### [Problem to work on]
Read the listing below and copy out every line that holds "screenshot".

(Data items)
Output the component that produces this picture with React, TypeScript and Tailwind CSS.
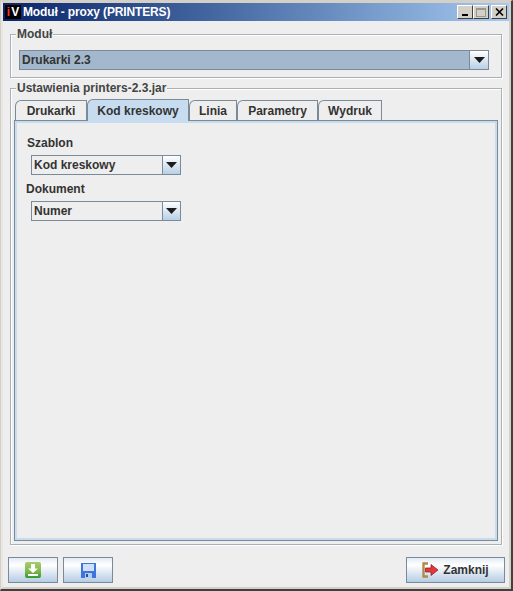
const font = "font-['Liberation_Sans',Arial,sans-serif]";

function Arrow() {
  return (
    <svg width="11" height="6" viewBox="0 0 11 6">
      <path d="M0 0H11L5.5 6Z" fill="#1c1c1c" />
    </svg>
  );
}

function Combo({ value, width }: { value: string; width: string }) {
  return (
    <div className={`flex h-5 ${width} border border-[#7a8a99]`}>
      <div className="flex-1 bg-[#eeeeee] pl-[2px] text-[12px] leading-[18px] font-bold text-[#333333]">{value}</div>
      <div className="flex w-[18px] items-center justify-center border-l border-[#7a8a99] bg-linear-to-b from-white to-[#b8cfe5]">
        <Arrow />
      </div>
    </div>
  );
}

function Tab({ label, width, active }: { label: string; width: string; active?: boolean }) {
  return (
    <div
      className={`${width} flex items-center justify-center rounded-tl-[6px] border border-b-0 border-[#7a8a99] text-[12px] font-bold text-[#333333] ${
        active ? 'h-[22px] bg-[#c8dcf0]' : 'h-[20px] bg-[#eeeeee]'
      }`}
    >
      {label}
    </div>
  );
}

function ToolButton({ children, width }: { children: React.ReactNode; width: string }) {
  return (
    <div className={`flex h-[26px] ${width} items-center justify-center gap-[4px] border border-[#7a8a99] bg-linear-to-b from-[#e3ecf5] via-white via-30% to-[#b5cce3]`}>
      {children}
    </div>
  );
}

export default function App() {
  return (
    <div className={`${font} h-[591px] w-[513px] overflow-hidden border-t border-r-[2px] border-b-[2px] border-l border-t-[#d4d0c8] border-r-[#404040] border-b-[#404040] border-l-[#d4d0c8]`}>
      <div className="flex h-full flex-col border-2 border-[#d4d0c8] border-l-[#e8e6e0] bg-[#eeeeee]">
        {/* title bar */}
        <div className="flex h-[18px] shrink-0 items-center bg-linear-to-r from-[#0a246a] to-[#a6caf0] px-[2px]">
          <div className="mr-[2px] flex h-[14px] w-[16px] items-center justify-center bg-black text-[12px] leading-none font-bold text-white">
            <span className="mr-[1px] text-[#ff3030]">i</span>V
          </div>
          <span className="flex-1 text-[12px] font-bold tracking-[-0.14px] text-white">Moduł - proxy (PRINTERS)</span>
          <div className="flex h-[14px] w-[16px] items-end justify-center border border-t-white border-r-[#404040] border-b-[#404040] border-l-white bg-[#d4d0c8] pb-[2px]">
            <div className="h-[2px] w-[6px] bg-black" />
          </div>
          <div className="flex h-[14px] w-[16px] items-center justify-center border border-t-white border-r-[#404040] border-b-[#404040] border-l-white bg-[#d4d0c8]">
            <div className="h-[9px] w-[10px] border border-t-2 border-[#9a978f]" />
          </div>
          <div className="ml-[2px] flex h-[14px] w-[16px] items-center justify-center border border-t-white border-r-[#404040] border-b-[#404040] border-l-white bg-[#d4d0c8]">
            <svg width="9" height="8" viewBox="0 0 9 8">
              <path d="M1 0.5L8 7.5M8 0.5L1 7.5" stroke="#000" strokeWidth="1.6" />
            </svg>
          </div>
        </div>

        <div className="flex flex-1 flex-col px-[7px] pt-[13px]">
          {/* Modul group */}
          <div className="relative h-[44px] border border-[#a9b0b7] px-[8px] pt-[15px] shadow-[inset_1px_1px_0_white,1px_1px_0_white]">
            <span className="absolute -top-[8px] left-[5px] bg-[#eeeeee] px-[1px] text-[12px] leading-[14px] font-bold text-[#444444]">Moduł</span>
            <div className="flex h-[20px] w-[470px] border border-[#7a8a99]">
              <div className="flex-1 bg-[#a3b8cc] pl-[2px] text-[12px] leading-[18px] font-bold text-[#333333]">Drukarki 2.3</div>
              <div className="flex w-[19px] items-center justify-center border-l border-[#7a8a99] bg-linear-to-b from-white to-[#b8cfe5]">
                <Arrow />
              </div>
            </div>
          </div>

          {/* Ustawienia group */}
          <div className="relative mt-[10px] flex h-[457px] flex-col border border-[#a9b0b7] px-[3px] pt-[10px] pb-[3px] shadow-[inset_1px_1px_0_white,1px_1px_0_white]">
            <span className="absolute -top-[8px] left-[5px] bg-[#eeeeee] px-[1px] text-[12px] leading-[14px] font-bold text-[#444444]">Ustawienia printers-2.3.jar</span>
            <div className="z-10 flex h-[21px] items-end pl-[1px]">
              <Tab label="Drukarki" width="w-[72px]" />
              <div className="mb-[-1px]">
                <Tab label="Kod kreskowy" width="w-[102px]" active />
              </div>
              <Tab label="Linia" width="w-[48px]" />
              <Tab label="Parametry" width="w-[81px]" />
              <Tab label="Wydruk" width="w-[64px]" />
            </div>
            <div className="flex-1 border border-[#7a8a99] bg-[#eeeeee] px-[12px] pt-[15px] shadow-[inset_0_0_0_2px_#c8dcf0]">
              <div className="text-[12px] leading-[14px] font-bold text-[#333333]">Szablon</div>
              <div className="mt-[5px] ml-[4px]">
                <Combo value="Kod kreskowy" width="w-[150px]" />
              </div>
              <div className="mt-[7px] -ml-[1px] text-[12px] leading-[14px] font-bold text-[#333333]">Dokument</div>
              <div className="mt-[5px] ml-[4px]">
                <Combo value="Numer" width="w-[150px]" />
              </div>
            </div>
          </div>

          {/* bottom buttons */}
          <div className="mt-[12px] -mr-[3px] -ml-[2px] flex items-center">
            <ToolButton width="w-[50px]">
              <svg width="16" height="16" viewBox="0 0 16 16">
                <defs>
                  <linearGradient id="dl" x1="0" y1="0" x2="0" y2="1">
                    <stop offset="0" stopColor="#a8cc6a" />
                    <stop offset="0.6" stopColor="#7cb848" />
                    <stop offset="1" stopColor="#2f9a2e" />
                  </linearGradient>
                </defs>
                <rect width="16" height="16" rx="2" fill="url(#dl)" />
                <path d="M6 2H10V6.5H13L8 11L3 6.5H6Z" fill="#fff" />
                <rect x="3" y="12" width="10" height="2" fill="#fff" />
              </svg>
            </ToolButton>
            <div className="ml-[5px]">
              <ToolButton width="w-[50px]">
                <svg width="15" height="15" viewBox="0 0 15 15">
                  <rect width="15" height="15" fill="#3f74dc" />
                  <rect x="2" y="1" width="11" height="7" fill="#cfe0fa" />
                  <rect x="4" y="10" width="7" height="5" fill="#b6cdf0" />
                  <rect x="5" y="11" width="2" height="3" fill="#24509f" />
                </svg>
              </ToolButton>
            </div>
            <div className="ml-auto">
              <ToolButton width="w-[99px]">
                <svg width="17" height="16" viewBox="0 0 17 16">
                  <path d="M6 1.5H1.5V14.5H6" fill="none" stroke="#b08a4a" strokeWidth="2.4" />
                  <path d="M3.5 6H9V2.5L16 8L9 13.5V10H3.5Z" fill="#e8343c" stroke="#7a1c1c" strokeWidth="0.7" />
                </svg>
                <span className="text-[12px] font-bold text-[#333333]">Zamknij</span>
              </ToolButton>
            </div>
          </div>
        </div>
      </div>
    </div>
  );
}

* * *

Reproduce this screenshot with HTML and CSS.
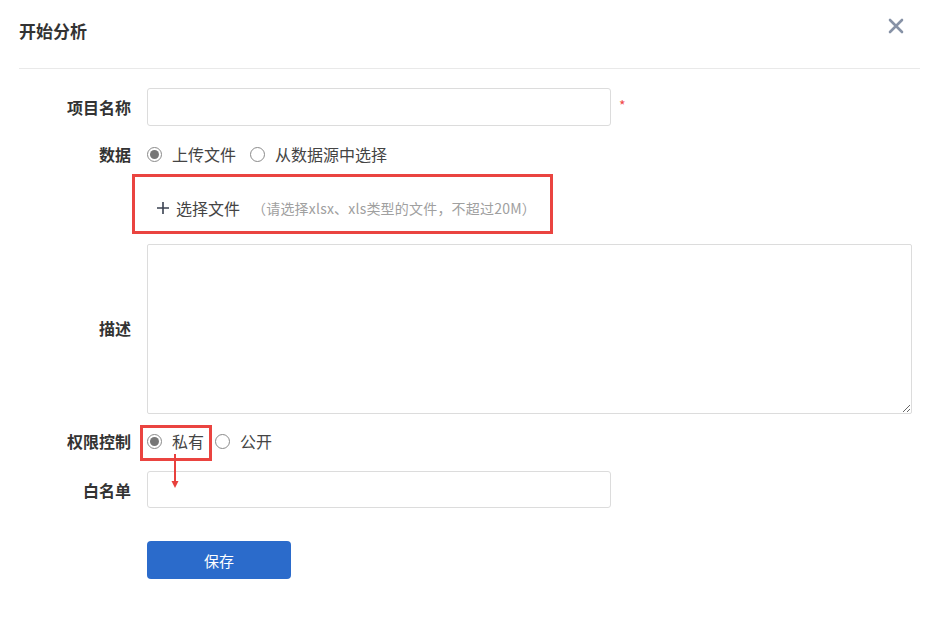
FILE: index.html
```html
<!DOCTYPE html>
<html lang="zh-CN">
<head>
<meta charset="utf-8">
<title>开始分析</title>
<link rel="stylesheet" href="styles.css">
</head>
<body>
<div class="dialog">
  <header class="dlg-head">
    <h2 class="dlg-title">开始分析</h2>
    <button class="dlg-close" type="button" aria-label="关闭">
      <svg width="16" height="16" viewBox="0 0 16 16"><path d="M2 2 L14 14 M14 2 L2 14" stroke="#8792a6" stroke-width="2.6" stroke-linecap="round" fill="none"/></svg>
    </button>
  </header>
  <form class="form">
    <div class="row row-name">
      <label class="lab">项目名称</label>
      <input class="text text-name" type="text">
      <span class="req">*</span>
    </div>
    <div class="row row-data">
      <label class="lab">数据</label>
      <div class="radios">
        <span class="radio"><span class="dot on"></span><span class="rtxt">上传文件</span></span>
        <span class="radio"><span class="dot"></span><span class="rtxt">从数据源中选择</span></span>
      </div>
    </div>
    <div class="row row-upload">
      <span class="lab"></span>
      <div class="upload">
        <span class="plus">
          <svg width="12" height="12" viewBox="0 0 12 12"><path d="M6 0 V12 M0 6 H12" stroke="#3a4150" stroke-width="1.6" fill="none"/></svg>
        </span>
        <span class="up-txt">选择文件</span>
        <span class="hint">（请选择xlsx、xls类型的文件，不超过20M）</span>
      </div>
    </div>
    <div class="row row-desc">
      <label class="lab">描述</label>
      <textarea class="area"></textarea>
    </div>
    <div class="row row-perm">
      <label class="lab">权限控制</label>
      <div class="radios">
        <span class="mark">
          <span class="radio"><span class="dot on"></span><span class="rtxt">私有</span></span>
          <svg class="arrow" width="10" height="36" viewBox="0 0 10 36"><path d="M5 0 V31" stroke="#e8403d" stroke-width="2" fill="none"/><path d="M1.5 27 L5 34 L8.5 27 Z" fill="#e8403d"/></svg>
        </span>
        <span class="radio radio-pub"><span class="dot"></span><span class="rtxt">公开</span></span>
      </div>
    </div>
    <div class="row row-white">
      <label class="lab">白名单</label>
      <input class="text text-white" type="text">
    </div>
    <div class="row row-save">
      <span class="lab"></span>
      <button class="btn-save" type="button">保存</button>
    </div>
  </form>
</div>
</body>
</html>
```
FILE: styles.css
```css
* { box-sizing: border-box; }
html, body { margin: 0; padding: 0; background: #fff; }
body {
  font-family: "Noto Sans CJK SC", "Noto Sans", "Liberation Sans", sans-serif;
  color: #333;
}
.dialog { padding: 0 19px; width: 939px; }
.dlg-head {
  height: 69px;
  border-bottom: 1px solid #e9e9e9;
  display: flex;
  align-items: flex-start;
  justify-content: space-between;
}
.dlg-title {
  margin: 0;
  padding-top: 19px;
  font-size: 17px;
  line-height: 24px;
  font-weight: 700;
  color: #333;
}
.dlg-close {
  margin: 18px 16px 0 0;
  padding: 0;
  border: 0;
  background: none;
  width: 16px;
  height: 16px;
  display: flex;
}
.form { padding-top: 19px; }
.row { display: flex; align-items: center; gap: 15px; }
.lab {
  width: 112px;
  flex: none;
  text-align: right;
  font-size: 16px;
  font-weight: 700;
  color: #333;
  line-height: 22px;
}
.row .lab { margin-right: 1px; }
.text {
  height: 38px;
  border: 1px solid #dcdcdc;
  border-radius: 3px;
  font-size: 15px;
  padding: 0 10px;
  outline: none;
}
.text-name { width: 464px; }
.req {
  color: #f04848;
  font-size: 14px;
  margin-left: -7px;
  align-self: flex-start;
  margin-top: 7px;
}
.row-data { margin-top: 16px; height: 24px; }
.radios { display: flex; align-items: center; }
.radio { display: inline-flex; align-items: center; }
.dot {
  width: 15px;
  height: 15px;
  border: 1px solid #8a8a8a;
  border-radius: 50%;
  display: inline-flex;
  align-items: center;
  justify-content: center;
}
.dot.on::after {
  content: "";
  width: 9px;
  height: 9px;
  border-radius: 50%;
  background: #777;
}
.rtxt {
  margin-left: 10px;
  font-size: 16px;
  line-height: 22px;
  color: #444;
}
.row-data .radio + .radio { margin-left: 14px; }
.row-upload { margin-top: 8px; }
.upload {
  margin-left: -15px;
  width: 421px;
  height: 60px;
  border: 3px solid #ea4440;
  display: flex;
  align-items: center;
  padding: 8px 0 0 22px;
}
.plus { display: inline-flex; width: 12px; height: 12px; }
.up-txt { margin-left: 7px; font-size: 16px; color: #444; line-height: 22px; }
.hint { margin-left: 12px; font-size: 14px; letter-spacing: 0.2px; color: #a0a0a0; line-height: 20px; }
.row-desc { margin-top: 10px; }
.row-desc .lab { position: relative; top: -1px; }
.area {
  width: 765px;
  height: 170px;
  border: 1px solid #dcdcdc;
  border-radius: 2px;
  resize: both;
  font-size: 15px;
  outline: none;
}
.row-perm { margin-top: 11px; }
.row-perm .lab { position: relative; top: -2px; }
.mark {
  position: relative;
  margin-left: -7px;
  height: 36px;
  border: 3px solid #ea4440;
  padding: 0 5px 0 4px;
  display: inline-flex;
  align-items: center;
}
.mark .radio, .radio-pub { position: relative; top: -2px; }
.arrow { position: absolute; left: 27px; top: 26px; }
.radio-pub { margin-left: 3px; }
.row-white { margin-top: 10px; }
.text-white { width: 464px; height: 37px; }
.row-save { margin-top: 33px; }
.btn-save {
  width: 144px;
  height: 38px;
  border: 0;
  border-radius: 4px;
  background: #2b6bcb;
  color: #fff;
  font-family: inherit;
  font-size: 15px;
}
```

---

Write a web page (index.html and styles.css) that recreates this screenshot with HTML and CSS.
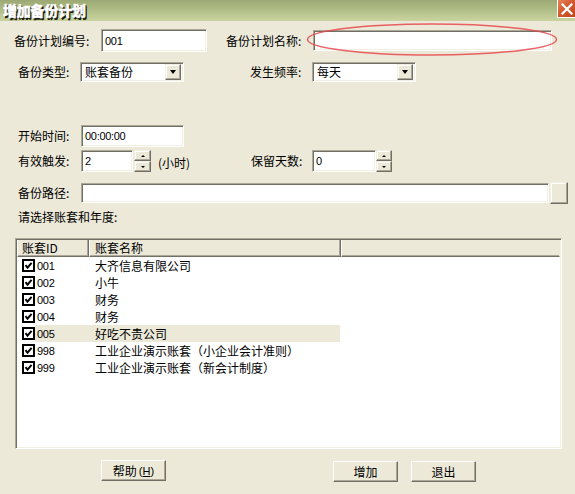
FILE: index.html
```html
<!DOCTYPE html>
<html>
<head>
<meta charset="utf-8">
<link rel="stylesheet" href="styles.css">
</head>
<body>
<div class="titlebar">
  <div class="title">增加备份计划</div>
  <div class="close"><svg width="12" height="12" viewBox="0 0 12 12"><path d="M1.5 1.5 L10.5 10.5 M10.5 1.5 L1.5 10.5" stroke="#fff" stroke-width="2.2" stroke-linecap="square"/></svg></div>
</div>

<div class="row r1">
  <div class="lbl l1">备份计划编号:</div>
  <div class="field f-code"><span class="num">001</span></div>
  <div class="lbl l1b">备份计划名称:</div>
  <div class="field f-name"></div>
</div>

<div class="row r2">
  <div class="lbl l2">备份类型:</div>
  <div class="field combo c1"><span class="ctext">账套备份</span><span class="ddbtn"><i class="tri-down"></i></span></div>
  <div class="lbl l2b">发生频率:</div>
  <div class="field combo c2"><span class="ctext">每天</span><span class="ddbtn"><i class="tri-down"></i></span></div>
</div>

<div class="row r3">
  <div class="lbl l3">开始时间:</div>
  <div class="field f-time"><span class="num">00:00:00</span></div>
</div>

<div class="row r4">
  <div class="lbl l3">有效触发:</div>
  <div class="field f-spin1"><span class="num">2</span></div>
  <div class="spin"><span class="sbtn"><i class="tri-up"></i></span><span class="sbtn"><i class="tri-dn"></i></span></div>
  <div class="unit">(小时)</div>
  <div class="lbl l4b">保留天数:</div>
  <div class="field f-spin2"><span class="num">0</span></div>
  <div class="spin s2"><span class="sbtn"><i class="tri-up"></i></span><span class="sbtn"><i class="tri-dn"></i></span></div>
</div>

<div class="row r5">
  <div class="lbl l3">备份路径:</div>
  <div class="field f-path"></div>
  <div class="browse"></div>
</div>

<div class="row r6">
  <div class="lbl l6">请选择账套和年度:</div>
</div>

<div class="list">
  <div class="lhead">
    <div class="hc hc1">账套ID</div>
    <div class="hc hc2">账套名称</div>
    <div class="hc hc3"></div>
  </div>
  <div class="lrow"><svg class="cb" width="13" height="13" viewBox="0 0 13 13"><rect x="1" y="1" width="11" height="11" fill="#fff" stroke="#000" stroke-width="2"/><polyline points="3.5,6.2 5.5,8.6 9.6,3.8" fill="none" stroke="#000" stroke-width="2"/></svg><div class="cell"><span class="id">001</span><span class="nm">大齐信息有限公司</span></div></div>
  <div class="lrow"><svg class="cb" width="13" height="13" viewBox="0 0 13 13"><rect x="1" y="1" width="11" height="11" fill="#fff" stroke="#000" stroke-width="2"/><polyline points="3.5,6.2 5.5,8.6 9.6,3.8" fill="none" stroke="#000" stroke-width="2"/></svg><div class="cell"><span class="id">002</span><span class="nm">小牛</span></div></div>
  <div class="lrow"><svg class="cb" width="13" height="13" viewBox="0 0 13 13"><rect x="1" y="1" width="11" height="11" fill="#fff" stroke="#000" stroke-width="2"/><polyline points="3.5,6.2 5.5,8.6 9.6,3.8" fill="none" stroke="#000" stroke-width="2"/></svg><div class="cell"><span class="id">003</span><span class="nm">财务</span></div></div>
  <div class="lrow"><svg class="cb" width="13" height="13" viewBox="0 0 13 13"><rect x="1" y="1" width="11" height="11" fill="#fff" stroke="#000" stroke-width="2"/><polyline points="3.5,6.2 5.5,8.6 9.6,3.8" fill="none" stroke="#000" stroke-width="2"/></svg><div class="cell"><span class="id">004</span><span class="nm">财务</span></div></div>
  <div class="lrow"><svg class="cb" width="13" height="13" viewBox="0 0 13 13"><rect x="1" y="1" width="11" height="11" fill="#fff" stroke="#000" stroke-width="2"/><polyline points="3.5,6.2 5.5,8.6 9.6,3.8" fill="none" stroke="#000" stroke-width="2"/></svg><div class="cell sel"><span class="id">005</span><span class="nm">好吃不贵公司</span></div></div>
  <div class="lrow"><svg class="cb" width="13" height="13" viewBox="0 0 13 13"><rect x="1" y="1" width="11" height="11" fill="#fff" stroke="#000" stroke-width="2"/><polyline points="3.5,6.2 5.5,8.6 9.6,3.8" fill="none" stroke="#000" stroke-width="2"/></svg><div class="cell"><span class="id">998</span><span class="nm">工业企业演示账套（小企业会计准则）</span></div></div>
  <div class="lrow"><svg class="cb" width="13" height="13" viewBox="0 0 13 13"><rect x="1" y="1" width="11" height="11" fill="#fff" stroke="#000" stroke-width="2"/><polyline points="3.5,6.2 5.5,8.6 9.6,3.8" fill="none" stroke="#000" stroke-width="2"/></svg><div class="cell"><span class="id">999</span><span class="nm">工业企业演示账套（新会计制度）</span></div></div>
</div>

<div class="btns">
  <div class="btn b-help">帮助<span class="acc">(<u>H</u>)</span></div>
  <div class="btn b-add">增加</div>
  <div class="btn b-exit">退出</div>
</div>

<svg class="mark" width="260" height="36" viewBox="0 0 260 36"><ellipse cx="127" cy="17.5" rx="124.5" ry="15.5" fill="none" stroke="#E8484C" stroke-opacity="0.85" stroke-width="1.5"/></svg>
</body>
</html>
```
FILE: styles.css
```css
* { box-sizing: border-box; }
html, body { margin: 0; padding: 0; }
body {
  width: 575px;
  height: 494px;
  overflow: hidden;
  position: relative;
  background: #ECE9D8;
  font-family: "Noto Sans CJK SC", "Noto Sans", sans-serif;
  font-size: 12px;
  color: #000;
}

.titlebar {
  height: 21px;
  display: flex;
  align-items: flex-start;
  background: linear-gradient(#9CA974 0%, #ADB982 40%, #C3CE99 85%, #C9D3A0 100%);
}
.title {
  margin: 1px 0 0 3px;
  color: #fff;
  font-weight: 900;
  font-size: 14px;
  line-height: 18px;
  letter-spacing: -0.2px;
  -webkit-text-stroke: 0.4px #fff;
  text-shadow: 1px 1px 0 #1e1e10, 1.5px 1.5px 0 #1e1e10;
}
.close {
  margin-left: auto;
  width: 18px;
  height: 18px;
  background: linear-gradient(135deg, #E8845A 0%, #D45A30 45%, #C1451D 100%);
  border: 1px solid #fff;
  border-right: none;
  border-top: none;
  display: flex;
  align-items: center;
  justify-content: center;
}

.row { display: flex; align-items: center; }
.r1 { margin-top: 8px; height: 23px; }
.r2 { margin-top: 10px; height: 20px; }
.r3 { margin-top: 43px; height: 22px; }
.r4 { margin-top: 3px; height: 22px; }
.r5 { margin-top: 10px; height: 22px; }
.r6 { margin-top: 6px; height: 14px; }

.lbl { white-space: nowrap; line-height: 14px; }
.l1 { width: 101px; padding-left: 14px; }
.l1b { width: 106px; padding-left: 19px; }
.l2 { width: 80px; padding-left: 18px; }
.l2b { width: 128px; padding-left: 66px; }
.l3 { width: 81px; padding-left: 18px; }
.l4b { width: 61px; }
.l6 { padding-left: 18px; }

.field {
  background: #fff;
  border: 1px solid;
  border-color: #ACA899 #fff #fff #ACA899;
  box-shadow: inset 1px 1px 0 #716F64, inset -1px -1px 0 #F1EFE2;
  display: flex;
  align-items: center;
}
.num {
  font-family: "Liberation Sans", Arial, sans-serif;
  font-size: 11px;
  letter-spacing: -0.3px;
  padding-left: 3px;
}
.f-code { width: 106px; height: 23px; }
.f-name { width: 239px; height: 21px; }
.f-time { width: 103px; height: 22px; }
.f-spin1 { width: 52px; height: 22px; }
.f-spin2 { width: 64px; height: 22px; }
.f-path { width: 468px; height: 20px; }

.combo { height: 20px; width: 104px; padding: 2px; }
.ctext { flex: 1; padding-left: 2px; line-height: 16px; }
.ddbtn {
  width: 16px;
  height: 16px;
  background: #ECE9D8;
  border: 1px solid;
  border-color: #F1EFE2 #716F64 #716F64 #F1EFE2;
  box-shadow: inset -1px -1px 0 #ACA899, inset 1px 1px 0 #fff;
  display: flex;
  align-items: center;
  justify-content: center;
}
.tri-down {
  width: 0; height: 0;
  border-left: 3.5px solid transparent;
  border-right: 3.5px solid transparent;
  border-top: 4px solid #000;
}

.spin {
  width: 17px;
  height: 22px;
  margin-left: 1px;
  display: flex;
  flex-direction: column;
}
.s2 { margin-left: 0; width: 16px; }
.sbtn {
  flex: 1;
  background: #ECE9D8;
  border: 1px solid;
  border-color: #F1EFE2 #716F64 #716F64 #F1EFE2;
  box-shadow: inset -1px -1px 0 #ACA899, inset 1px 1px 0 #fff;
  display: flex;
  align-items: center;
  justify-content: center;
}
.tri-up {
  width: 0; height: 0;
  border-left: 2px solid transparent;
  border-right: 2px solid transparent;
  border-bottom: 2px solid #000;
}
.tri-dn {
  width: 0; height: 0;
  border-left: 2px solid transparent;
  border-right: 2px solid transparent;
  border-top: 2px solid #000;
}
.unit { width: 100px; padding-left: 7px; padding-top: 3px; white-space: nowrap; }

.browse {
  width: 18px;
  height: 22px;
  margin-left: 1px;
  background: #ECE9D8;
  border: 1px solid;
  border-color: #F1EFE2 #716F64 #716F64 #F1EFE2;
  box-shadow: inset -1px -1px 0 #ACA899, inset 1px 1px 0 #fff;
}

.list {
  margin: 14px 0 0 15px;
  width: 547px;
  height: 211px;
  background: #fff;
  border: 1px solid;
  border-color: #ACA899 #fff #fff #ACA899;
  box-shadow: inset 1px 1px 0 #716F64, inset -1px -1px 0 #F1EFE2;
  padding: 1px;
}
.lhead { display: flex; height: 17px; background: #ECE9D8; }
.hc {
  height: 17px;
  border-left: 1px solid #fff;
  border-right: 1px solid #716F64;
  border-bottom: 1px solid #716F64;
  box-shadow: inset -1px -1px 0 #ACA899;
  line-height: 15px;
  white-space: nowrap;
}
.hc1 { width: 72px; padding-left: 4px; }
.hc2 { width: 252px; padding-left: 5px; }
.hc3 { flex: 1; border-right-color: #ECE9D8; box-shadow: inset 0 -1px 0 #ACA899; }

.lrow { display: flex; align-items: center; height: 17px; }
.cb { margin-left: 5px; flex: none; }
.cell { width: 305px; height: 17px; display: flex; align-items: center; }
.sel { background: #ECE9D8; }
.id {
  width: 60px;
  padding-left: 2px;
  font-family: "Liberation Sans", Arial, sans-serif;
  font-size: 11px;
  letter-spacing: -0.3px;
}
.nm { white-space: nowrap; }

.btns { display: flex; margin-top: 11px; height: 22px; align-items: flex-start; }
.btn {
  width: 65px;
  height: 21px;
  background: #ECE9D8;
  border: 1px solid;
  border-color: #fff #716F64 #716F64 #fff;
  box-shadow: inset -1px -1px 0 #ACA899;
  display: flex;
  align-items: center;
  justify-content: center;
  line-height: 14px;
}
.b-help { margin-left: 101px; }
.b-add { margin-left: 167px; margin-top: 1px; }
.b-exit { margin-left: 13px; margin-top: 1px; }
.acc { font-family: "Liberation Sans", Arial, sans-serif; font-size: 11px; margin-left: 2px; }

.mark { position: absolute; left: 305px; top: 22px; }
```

### [Result of this task]
Reproduce this screenshot with HTML and CSS.
Write a web page (index.html and styles.css) that recreates this screenshot with HTML and CSS.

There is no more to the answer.